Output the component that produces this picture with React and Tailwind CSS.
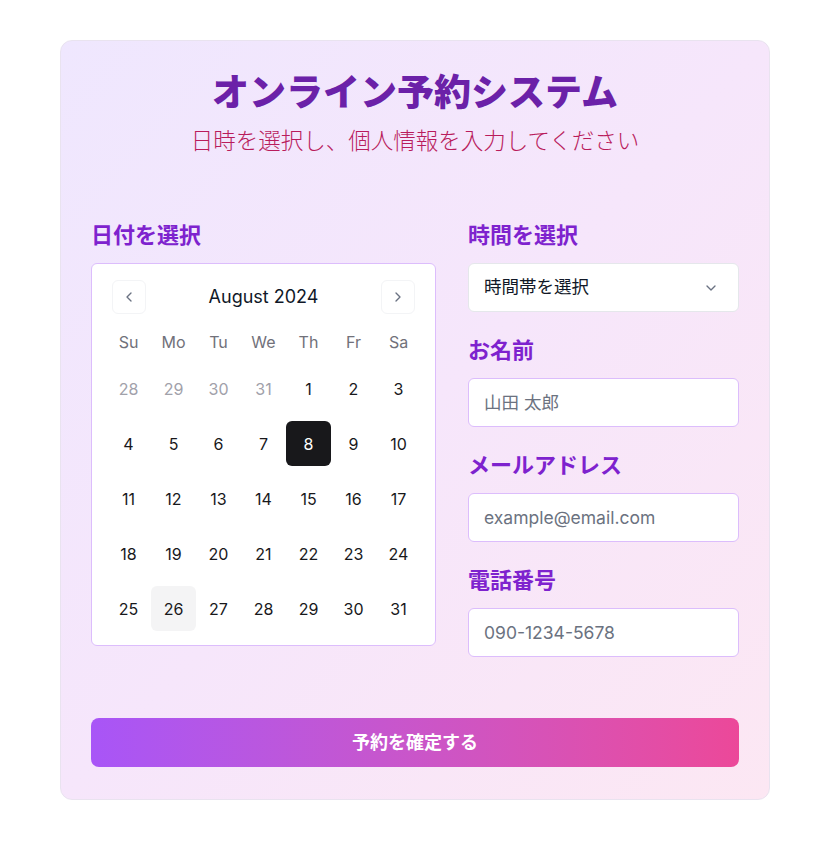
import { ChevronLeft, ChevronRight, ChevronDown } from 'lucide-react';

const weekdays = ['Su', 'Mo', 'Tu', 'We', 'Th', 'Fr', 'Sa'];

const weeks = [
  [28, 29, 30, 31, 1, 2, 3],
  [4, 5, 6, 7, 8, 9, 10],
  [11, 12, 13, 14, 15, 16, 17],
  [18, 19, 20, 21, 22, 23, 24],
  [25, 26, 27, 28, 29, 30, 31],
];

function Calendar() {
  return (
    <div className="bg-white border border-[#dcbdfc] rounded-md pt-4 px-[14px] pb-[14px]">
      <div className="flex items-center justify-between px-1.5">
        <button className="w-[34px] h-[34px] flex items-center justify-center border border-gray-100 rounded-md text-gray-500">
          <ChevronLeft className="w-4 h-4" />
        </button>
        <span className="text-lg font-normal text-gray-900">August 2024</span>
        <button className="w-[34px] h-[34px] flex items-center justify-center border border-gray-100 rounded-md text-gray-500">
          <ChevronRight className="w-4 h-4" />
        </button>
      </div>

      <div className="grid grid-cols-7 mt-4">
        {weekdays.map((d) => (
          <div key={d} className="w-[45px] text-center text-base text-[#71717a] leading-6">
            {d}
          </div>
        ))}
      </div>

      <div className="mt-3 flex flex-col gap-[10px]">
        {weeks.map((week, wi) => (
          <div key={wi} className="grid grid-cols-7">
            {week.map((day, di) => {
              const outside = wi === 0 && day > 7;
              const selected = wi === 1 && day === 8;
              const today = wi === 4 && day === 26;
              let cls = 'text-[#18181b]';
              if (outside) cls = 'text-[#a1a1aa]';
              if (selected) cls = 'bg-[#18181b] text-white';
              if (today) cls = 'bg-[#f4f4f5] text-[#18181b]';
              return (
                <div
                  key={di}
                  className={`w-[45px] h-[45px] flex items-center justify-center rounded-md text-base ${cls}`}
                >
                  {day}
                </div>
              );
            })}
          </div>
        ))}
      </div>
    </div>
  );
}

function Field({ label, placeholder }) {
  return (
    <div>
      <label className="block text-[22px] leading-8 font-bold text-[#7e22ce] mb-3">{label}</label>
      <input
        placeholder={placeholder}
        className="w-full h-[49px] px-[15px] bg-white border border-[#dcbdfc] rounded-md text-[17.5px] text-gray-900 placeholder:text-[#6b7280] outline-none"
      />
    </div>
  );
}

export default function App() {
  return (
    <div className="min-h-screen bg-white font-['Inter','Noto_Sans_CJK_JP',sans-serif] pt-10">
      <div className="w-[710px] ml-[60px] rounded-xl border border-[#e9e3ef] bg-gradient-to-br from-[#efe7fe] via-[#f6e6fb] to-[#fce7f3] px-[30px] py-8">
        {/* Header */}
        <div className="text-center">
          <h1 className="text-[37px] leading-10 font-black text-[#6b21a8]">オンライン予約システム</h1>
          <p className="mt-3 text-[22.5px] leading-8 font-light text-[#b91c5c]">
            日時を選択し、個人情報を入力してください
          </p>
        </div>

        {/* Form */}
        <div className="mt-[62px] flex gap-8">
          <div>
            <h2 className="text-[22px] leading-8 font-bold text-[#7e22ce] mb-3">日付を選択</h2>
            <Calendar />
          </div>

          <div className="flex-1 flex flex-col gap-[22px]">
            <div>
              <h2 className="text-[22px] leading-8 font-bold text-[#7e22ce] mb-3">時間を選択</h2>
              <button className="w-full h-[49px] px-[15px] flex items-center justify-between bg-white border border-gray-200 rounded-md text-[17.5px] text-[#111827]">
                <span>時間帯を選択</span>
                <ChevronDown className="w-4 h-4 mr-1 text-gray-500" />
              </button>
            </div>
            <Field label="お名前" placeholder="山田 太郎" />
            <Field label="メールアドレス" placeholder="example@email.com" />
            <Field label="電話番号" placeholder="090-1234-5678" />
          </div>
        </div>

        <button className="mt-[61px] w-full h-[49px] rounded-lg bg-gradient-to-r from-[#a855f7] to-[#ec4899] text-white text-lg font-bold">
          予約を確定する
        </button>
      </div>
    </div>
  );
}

● ● ● ● ● ● ●

- [Objective]
Reproduce every line precisely as given, omitting all pictures.

- [Response for this exercise]
Output the component that produces this picture with React and Tailwind CSS.
import { ChevronLeft, ChevronRight, ChevronDown } from 'lucide-react';

const weekdays = ['Su', 'Mo', 'Tu', 'We', 'Th', 'Fr', 'Sa'];

const weeks = [
  [28, 29, 30, 31, 1, 2, 3],
  [4, 5, 6, 7, 8, 9, 10],
  [11, 12, 13, 14, 15, 16, 17],
  [18, 19, 20, 21, 22, 23, 24],
  [25, 26, 27, 28, 29, 30, 31],
];

function Calendar() {
  return (
    <div className="bg-white border border-[#dcbdfc] rounded-md pt-4 px-[14px] pb-[14px]">
      <div className="flex items-center justify-between px-1.5">
        <button className="w-[34px] h-[34px] flex items-center justify-center border border-gray-100 rounded-md text-gray-500">
          <ChevronLeft className="w-4 h-4" />
        </button>
        <span className="text-lg font-normal text-gray-900">August 2024</span>
        <button className="w-[34px] h-[34px] flex items-center justify-center border border-gray-100 rounded-md text-gray-500">
          <ChevronRight className="w-4 h-4" />
        </button>
      </div>

      <div className="grid grid-cols-7 mt-4">
        {weekdays.map((d) => (
          <div key={d} className="w-[45px] text-center text-base text-[#71717a] leading-6">
            {d}
          </div>
        ))}
      </div>

      <div className="mt-3 flex flex-col gap-[10px]">
        {weeks.map((week, wi) => (
          <div key={wi} className="grid grid-cols-7">
            {week.map((day, di) => {
              const outside = wi === 0 && day > 7;
              const selected = wi === 1 && day === 8;
              const today = wi === 4 && day === 26;
              let cls = 'text-[#18181b]';
              if (outside) cls = 'text-[#a1a1aa]';
              if (selected) cls = 'bg-[#18181b] text-white';
              if (today) cls = 'bg-[#f4f4f5] text-[#18181b]';
              return (
                <div
                  key={di}
                  className={`w-[45px] h-[45px] flex items-center justify-center rounded-md text-base ${cls}`}
                >
                  {day}
                </div>
              );
            })}
          </div>
        ))}
      </div>
    </div>
  );
}

function Field({ label, placeholder }) {
  return (
    <div>
      <label className="block text-[22px] leading-8 font-bold text-[#7e22ce] mb-3">{label}</label>
      <input
        placeholder={placeholder}
        className="w-full h-[49px] px-[15px] bg-white border border-[#dcbdfc] rounded-md text-[17.5px] text-gray-900 placeholder:text-[#6b7280] outline-none"
      />
    </div>
  );
}

export default function App() {
  return (
    <div className="min-h-screen bg-white font-['Inter','Noto_Sans_CJK_JP',sans-serif] pt-10">
      <div className="w-[710px] ml-[60px] rounded-xl border border-[#e9e3ef] bg-gradient-to-br from-[#efe7fe] via-[#f6e6fb] to-[#fce7f3] px-[30px] py-8">
        {/* Header */}
        <div className="text-center">
          <h1 className="text-[37px] leading-10 font-black text-[#6b21a8]">オンライン予約システム</h1>
          <p className="mt-3 text-[22.5px] leading-8 font-light text-[#b91c5c]">
            日時を選択し、個人情報を入力してください
          </p>
        </div>

        {/* Form */}
        <div className="mt-[62px] flex gap-8">
          <div>
            <h2 className="text-[22px] leading-8 font-bold text-[#7e22ce] mb-3">日付を選択</h2>
            <Calendar />
          </div>

          <div className="flex-1 flex flex-col gap-[22px]">
            <div>
              <h2 className="text-[22px] leading-8 font-bold text-[#7e22ce] mb-3">時間を選択</h2>
              <button className="w-full h-[49px] px-[15px] flex items-center justify-between bg-white border border-gray-200 rounded-md text-[17.5px] text-[#111827]">
                <span>時間帯を選択</span>
                <ChevronDown className="w-4 h-4 mr-1 text-gray-500" />
              </button>
            </div>
            <Field label="お名前" placeholder="山田 太郎" />
            <Field label="メールアドレス" placeholder="example@email.com" />
            <Field label="電話番号" placeholder="090-1234-5678" />
          </div>
        </div>

        <button className="mt-[61px] w-full h-[49px] rounded-lg bg-gradient-to-r from-[#a855f7] to-[#ec4899] text-white text-lg font-bold">
          予約を確定する
        </button>
      </div>
    </div>
  );
}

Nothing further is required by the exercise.